Autre question que l’OTAN et ses Etats membres devront aborder : les défis et menaces véhiculés par la RPC, abordés plus haut. Puissance « européenne » et « méditerranéenne » tout autant qu’asiatique, la Chine populaire s’étend au Moyen-Orient comme sur la masse terrestre euro-asiatique. Son alliance de faitavec la Russie donne forme à une Grande Eurasie, susceptible de dominer l’Ancien Monde. Bref, la réalisation du cauchemar de Halford MacKinder, représentant de la géopolitique classique et précurseur de la pensée eurasiatique (à sa manière). Ceci modifierait en profondeur la corrélation des forces. Il serait erroné de penser qu’une Amérique retranchée dans l’hémisphère occidental ne serait affectée qu’à la marge. Une politique d’« offshore balancing », qui consisterait à pratiquer l’attentisme stratégique et à jouer une puissance contre l’autre, révèlerait vite ses limites.
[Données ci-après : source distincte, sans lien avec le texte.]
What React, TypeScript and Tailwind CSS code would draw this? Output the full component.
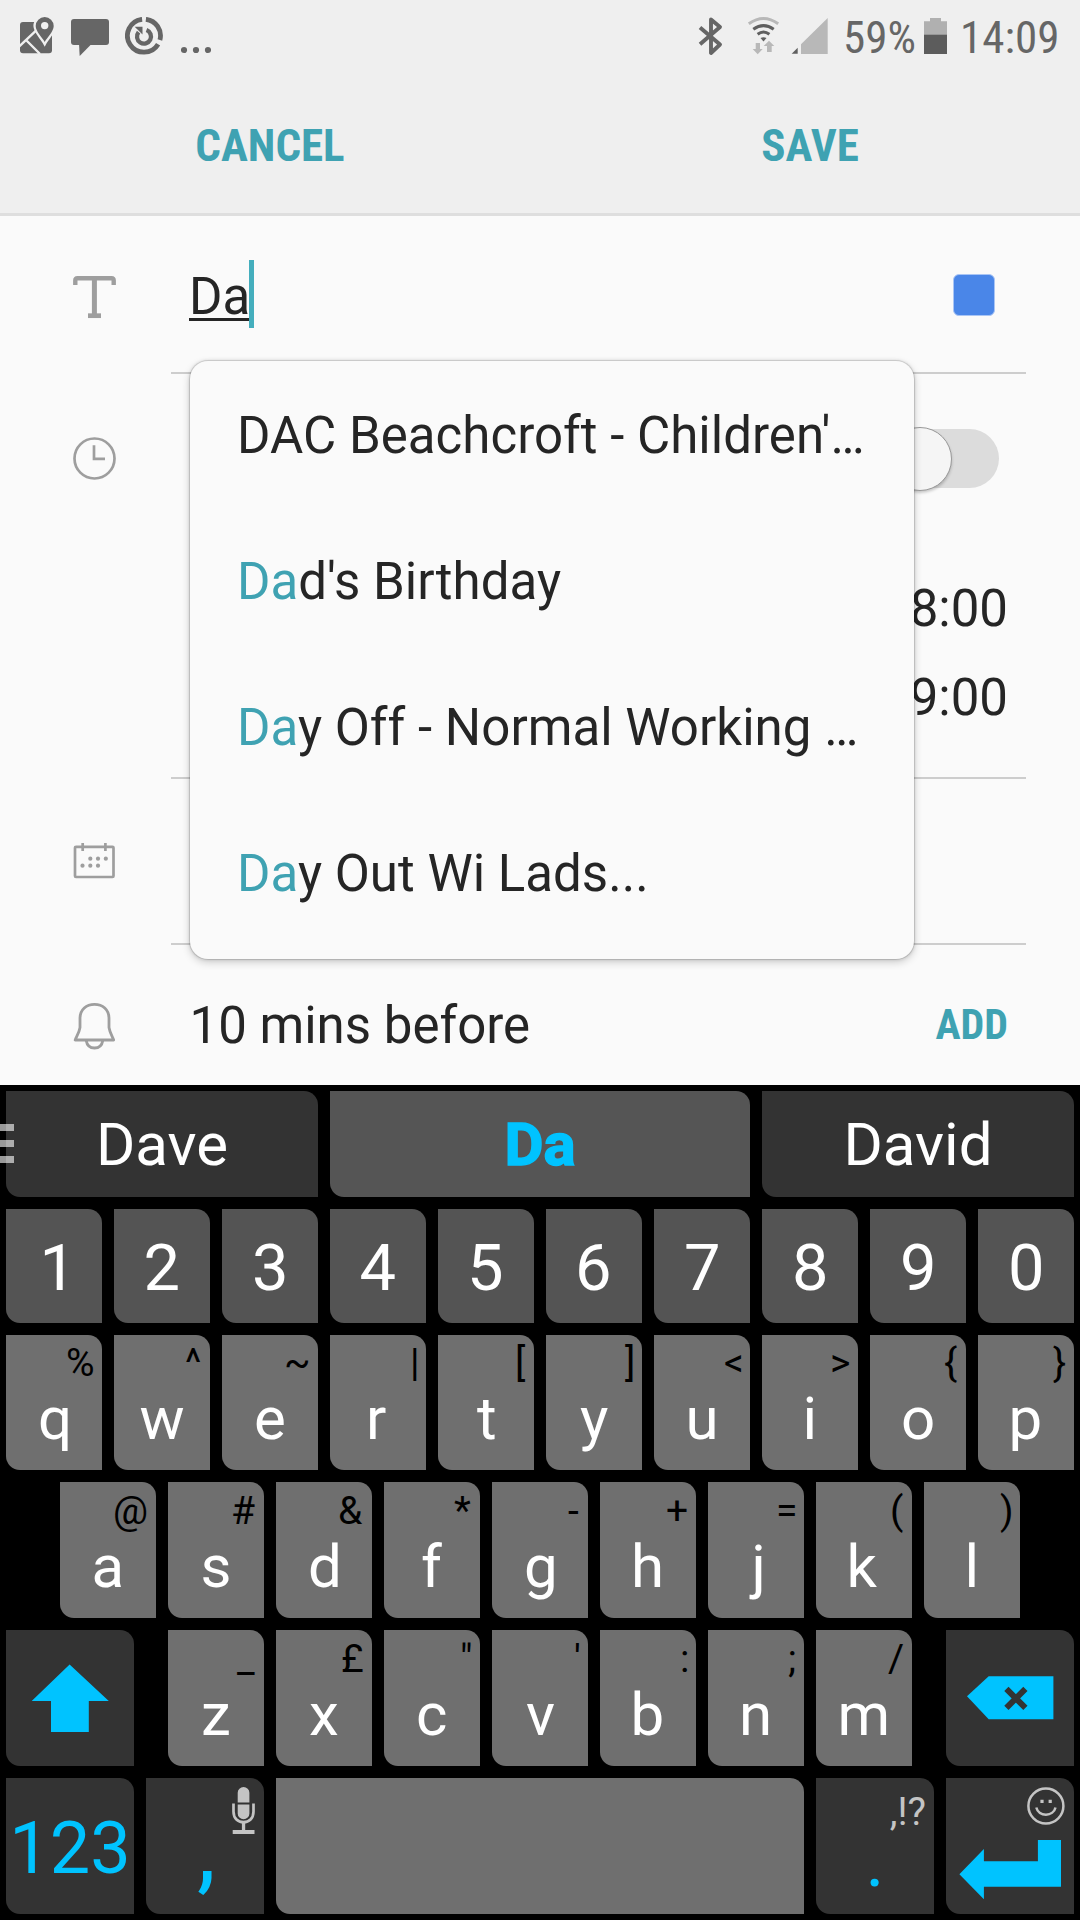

Quant à l’Europe, dépourvue de leadership, ce serait « chicken run ». Il n’y aura pas de réponse à la hauteur des enjeux sans une forte alliance occidentale, capable de maintenir ses positions au Moyen-Orient, de défendre les frontières du monde atlantique contre le revanchisme russe, et de projeter sa puissance sur le théâtre indo-pacifique. Voici de quoi susciter d’autres débats, discussions et « disputes » au sein de l’OTAN.